The love theme continued on Barbara's sophomore set "Lady Love" issued in 1973. After furnishing the ballad "Child Of Tomorrow" to the soundtrack of the blaxploitation movie "Gordon's War", Barbara turned her attention to different subject matters. 1974's "Transition", which included her observations on social and political matters, was a labor of love. But hearing Barbara sing thought-provoking message songs like "Trigger Happy People", "Sunday Saint (Weekday Sinner) and "World In Crisis" was not what her fans wanted and regrettably the album flopped. Nor "Half Sister, Half Brother" or any of the other singles released charted, but before 1974 ended, Barbara was back on top of the charts with" From His Woman To You", her answer to Stax-diva Shirley Brown's "Woman To Woman". Unlike the previous albums -which were mainly cut at the legendary Sigma Sound Studios in Philadelphia- the splendid "Love's The Thing" was recorded in Detroit and featured the production skills of Don Davis who had worked with a virtual who's who in R&B, among those Johnnie Taylor and The Dramatics. "Love's The Thing", an essential Barbara Mason album, yielded yet another Top 10 hit "Shackin' Up" in 1975. That same year, Barbara sang on two, highly funky songs on the now hard-to-find soundtrack to "Sheba Baby". Her last recording on Buddah was a single with fellow-Philly vocal group The Futures. "Make It Last" was backed with "We Got Each Other" and was a medium sized double-sided hit in 1975.
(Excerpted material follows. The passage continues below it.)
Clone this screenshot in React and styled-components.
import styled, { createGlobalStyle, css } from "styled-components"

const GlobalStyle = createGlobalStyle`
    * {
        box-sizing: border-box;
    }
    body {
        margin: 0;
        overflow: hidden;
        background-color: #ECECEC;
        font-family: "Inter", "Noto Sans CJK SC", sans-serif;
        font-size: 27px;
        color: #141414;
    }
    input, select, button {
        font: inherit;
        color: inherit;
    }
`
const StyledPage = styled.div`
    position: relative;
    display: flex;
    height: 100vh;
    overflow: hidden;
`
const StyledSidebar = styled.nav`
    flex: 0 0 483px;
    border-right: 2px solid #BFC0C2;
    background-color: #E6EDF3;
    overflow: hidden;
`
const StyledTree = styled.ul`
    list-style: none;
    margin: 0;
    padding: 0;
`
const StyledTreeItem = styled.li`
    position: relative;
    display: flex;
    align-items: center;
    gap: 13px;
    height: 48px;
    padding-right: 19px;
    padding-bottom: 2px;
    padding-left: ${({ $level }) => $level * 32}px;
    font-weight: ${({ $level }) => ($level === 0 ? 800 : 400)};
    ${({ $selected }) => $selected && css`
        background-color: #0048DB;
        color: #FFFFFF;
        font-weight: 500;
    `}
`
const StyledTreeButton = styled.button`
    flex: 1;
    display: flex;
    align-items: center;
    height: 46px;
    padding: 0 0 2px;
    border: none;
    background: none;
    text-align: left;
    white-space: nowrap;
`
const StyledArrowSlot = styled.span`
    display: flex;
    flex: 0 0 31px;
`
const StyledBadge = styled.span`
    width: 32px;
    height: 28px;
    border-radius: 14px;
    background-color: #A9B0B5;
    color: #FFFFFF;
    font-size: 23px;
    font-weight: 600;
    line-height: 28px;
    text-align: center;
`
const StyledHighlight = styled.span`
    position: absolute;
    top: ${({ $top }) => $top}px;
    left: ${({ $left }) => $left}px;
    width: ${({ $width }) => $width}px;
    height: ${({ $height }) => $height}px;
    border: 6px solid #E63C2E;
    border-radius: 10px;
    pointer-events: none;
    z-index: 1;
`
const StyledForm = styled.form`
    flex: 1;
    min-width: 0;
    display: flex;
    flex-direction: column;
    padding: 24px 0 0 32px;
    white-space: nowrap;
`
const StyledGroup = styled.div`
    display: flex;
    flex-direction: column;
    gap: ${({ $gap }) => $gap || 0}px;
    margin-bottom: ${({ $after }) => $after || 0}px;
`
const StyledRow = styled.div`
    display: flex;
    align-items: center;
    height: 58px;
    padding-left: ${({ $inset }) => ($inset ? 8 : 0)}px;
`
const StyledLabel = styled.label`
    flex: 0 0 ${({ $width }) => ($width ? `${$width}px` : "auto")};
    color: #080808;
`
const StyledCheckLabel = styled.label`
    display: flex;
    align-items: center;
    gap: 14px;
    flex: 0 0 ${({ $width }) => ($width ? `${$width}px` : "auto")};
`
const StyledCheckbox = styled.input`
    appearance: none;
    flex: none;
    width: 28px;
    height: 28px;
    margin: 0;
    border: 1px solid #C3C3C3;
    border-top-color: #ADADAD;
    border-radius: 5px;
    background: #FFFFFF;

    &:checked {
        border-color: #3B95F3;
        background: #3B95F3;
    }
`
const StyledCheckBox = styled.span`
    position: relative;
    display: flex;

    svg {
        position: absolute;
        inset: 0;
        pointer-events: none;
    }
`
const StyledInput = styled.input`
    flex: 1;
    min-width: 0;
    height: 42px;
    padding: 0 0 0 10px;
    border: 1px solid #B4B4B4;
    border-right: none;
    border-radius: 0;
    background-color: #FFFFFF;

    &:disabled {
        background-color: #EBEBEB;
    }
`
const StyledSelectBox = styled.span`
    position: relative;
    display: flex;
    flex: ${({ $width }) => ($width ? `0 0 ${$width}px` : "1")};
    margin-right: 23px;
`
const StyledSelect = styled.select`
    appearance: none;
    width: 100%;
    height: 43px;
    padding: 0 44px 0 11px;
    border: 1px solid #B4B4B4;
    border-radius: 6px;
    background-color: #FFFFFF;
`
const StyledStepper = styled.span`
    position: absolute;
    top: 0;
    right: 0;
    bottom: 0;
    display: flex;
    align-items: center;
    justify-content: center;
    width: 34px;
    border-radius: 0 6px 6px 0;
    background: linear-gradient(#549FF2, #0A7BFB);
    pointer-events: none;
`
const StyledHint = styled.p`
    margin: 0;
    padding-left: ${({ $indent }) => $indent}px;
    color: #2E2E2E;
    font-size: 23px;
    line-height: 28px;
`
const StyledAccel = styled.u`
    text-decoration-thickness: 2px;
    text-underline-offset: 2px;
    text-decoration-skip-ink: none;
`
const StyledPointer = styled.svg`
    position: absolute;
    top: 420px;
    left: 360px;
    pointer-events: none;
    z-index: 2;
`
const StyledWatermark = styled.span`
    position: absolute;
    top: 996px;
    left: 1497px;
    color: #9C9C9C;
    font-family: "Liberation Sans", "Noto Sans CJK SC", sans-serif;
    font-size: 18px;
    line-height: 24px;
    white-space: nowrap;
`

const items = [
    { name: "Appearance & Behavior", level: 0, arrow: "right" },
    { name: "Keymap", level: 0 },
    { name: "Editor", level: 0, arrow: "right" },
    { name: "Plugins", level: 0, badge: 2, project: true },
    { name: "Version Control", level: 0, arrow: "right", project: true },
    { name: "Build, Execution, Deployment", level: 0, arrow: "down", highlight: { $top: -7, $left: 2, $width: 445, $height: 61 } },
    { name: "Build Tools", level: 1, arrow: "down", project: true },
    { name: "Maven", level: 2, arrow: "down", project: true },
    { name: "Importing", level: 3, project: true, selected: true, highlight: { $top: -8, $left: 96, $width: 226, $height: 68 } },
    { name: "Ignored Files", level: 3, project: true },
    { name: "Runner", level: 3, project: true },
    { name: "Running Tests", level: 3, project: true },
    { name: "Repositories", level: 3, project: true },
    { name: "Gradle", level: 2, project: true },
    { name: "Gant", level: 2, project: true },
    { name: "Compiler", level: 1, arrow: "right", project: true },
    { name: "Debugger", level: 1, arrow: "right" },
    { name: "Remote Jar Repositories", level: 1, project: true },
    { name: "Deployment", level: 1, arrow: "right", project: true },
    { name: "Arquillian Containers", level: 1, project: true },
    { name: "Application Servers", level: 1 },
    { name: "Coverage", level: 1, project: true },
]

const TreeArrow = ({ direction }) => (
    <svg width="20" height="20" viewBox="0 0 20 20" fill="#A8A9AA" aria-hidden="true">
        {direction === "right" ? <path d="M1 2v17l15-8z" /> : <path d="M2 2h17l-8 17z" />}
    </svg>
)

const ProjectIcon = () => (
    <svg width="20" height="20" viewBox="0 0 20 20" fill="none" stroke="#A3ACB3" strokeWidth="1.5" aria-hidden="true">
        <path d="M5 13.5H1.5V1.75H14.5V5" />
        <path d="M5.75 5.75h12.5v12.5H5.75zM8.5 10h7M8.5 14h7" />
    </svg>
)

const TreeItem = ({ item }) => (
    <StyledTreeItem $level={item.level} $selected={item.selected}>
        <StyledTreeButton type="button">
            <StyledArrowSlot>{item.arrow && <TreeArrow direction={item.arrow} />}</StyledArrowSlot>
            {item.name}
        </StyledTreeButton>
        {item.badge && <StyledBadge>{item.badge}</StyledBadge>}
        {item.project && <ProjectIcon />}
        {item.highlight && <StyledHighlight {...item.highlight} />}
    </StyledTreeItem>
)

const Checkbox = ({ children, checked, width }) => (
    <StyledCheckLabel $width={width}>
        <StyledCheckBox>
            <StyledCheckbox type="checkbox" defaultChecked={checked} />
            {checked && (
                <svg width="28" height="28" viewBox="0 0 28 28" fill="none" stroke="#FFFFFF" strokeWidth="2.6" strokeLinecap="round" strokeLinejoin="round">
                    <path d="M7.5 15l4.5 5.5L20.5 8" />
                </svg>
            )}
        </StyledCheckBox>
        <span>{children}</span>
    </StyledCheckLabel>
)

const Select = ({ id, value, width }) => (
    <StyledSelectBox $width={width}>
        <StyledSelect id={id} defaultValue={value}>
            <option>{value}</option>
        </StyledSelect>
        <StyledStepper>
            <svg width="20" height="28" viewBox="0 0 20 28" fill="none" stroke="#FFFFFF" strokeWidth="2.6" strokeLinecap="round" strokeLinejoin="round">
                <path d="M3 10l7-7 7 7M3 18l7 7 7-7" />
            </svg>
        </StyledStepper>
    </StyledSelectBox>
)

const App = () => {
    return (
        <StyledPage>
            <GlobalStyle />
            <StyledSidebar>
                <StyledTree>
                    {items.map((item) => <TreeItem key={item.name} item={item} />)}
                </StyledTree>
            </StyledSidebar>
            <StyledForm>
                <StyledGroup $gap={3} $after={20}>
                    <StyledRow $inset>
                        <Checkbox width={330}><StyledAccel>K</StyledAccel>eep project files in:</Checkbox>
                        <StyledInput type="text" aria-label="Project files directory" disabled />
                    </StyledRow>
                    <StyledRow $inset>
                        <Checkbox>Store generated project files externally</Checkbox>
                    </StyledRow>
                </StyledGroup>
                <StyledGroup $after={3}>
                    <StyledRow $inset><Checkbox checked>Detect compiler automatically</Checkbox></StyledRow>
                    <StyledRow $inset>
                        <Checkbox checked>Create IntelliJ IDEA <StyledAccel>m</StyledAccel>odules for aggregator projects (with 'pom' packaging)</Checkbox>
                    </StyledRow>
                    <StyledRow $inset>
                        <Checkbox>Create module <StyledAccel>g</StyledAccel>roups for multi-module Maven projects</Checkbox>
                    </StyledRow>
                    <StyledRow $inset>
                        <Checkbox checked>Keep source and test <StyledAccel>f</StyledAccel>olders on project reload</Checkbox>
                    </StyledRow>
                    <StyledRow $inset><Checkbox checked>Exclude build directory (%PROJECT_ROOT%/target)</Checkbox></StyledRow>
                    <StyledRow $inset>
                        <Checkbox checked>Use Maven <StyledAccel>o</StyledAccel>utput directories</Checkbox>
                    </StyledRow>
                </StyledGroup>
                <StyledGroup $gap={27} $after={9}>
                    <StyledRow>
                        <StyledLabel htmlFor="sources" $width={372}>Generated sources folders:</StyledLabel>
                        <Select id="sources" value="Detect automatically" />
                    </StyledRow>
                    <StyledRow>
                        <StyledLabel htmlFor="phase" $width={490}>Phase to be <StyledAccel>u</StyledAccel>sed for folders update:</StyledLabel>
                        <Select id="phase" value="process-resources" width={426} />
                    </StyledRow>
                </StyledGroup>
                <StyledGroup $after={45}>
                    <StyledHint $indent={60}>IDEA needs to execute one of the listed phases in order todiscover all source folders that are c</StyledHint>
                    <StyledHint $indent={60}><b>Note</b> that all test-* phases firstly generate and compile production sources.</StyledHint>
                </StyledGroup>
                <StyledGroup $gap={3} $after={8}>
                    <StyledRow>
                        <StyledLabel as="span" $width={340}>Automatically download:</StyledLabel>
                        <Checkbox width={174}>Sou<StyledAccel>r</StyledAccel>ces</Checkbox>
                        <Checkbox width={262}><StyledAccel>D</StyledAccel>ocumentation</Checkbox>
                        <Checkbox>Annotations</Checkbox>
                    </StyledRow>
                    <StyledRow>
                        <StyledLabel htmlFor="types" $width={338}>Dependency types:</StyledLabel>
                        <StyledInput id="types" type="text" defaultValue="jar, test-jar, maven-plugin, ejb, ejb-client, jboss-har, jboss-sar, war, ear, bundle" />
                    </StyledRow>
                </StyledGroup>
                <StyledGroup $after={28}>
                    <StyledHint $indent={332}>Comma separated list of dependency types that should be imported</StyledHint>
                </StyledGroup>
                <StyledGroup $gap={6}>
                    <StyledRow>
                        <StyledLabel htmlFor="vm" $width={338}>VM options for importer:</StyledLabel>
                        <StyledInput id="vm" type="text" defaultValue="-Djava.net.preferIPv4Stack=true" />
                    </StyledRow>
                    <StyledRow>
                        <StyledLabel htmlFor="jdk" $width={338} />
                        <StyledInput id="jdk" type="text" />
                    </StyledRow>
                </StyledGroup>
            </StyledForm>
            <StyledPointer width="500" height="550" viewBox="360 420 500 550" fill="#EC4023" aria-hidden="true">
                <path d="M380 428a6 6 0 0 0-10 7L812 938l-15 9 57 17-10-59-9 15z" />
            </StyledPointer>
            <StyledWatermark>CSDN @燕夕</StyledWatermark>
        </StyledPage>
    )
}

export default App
After Neil Bogart had departed from Buddah to form Casablanca, Jimmy Bishop -Barbara's manager and main producer with whom she also had personal relationship and a son- left Buddah to work for Kenny Gamble and Leon Huff's Philadelphia International Records. Barbara, who noted a change in how the Buddah ship was run post-Neil Bogart, followed suit after having experienced a poorly promoted -but otherwise pleasant- tour with The Futures. But both on a personal and professional level, her relationship with Jimmy Bishop was falling apart. "When someone has control over not only your career, but your personal life, it's like they control your whole life..", Barbara said. "They push all the buttons for you, they say yes and they say no. And when things don't go right on one end, it affects the other end. So, the personal end was affecting my career and we weren't making much progress." Finally, Barbara broke away from both Jimmy Bishop and PIR. "What I learned from that is that business and pleasure does not mix well". Still, Barbara's not bitter. ".. I have no animosity against anyone. I feel that everybody did what they thought was best for me. Some things worked out, some things didn't.. "
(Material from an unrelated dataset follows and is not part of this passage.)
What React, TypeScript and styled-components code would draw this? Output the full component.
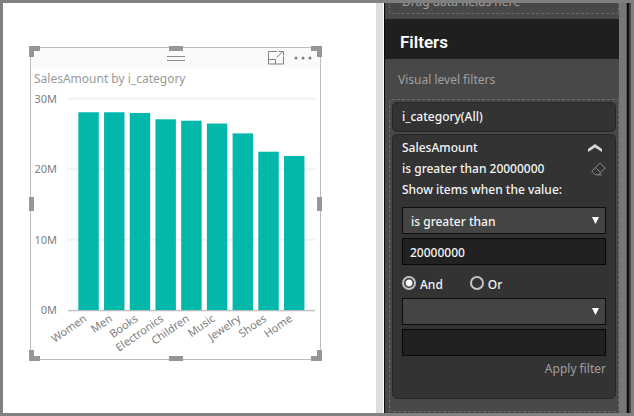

She then turned to her old friend Curtis Mayfield, whom she had toured with in the sixties. Curtis was more than happy to add Barbara to his stable of Curtom artists and another Philly stalwart, Bunny Sigler, was hired to produce Barbara's Curtom debut. But as Barbara explained "..We just couldn't seem to click on the production. Bunny did the best he could but he really didn't know my style and Curtis left everything up to Bunny Sigler". The LP of duets with Sigler "Locked In This Position" came out on 1977. It was surprisingly weak, lacked any real sense of direction and didn't include a single Barbara Mason composition. Both the forgettable title track (which was issued on a 7" and 12") and the LP sunk without a trace.
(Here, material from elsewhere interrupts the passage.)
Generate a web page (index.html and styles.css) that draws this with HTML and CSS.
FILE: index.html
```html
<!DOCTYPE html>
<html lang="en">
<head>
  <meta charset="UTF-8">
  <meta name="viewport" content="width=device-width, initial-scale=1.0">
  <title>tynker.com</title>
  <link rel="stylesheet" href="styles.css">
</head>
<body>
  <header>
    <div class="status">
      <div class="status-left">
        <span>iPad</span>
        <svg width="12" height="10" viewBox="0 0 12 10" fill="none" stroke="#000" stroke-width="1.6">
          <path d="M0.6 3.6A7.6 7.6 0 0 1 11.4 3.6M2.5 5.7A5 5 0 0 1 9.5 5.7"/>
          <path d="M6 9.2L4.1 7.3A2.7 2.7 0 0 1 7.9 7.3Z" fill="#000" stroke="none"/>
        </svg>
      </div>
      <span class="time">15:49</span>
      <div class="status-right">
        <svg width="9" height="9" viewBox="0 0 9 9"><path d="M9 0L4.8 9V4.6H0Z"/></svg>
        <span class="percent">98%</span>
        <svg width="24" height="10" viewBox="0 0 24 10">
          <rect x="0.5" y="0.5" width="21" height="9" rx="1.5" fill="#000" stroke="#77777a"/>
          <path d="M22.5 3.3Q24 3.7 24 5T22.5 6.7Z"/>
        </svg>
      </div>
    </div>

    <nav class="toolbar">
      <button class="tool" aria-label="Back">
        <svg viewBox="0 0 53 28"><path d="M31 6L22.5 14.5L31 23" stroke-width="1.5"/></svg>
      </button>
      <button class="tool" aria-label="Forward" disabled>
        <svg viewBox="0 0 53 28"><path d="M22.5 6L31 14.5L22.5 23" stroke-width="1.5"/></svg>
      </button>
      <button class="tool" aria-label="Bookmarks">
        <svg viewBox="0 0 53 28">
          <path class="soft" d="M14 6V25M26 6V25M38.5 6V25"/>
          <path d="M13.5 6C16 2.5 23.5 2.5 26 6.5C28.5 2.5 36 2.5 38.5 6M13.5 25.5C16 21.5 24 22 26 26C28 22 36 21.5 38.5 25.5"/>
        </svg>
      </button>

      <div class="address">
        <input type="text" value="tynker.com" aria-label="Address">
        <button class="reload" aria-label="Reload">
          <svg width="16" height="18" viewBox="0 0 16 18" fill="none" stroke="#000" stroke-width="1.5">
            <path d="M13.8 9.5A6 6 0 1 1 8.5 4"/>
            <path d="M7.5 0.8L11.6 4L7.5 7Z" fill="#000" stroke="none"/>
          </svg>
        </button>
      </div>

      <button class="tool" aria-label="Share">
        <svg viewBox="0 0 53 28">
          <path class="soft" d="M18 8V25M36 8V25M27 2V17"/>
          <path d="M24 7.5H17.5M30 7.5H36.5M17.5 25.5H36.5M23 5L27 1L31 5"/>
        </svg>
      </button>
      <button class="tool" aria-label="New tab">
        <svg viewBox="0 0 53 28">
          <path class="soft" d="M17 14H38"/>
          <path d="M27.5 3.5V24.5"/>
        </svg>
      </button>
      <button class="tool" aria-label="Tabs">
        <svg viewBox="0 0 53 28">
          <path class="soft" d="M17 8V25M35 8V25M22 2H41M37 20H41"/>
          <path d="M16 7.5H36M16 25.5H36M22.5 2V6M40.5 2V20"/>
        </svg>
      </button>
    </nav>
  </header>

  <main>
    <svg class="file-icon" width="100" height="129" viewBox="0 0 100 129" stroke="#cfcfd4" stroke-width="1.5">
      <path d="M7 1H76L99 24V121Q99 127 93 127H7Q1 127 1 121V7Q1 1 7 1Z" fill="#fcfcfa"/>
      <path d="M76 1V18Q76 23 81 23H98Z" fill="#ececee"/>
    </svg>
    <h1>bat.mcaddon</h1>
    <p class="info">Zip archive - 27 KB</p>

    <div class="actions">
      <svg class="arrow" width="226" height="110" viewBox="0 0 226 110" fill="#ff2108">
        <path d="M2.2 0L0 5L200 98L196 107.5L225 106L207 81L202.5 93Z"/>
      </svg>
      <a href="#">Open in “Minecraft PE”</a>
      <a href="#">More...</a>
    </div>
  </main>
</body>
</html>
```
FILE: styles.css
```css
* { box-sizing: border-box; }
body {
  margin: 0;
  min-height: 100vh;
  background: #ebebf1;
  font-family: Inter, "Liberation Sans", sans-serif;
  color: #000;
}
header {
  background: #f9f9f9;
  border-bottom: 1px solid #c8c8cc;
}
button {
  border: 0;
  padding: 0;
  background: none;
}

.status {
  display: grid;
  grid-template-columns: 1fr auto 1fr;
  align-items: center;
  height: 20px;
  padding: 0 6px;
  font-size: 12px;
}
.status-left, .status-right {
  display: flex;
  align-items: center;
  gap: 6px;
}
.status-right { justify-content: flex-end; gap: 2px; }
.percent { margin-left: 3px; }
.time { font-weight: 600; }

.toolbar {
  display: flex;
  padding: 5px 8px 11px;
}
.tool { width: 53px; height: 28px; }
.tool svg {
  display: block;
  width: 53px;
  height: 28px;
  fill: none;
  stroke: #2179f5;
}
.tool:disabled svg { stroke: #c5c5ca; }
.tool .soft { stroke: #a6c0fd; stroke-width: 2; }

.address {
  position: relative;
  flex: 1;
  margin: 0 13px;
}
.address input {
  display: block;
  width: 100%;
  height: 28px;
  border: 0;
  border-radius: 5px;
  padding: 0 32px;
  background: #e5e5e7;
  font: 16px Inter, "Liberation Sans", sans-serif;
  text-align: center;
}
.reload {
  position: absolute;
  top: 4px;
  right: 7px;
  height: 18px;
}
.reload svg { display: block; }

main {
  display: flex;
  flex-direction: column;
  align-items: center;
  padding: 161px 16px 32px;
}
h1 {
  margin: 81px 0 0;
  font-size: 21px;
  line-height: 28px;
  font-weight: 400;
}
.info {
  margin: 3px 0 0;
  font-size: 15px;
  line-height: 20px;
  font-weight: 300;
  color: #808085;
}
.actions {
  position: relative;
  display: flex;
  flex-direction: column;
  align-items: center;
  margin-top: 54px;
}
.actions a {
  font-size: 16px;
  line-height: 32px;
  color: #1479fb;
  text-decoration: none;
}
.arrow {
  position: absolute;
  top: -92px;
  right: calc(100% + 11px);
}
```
The subsequent year, 1978, Barbara signed with Prelude Records and released the "I Am Your Woman, She Is Your Wife" set, which both fans and critics responded much more favorably to. Produced by her "discoverer" Weldon McDougal, the title track, a continuation on the "adultery thread" initiated by Shirley Brown's "Woman To Woman", went to #14 R&B on the U.S. Billboard chart. But this was to be a short-termed relationship. After a conflict over publishing, Barbara left Prelude, only to find that Disco ruled the airwaves and she didn't fit in. That a certain someone had been spreading sinister rumors about her being a drug and alcohol addict and extremely difficult to work with, certainly didn't help when it came to finding a new recording home. Refusing to jump on the "Disco bandwagon", as Barbara called it, she faced severe financial problems and had to turn to Norman "The Harris Machine" Harris (of M.F.S.B. and B-H-Y fame) for help. Thanks to Norman Harris, music publicist Jack "The Rapper" Gibson (who wrote about Barbara's situation) and Harry Wayne Casey (a.k.a. K.C. from the Sunshine Band) there was a happy ending. K.C., together with songstress Teri DeSario, covered "Yes, I'm Ready" in 1979 and it was a massive hit, reaching #2 on the Billboard Pop chart and selling Gold, i.e. over a million copies.
Because of Jack the Rapper's article, WMOT Records (We Men Of Talent) showed interest and in 1980 Barbara signed with the Philly-based label and released "A Piece of My Life", produced by Norman "Butch" Ingram; the brain behind Philly Cream and a member of the Ingram family (remembered in the U.K. for their club classics "Smoothin' Groovin'" and "Mi Sabrina Tequana"). "She's Got The Papers (But I Got The Man)", Barbara's response to Richard "Dimples" Field's "She's Got Papers On Me" went to #29 R&B in August 1981. Butch Ingram and Barbara continued collaborating after WMOT went out of business and in 1984, Barbara returned to the charts with the techno-funky "Another Man", yet another song on the love triangle topic, but with an intricate twist. The man which Barbara, the mistress, had taken away from his wife was according to the spoken rap "not the man we thought at all". In fact, he was gay! "It did absolutely marvelous overseas, but it did not do too well here in the United States", Barbara said. "A lot of the radio programmers and DJ's thought that the content of the record did not fit their format." Overseas, it got a different reception. "It was such a huge hit in Europe that I was supposed to go there and tour with Jeffrey Osborne but then something happened with that deal. Something also happened with my deal with West End. In fact I had to sue them because they would not pay me correctly. They made all the money from "Another Man". The only money I made was from performing a little bit in clubs around New York, but the real money that I should have gotten, the producer took it."
Barbara left the
entertainment industry in the early eighties and instead chose to concentrate on forming
and developing her publishing company, Marc James Music, named after her son. But in 1992,
Barbara was invited to perform at the famous Greek Theatre in Los Angeles and has since
then been regularly returning to the venues on the American west coast. She seems to take
it in stride, but to the distress of her fans, Barbara, like so many of the "old
school" R&B singers is presently without a recording contract. She would of
course like one, she says, but not at any cost. "Yes, I am looking for a record deal.
If someone would love to record me, I'm probably in better voice than I've ever been. I'm
in better form. I'm ready to do it. But no matter what I'll always sing. I never wanna
stop singing. That's what I always dreamed of doing and it came true."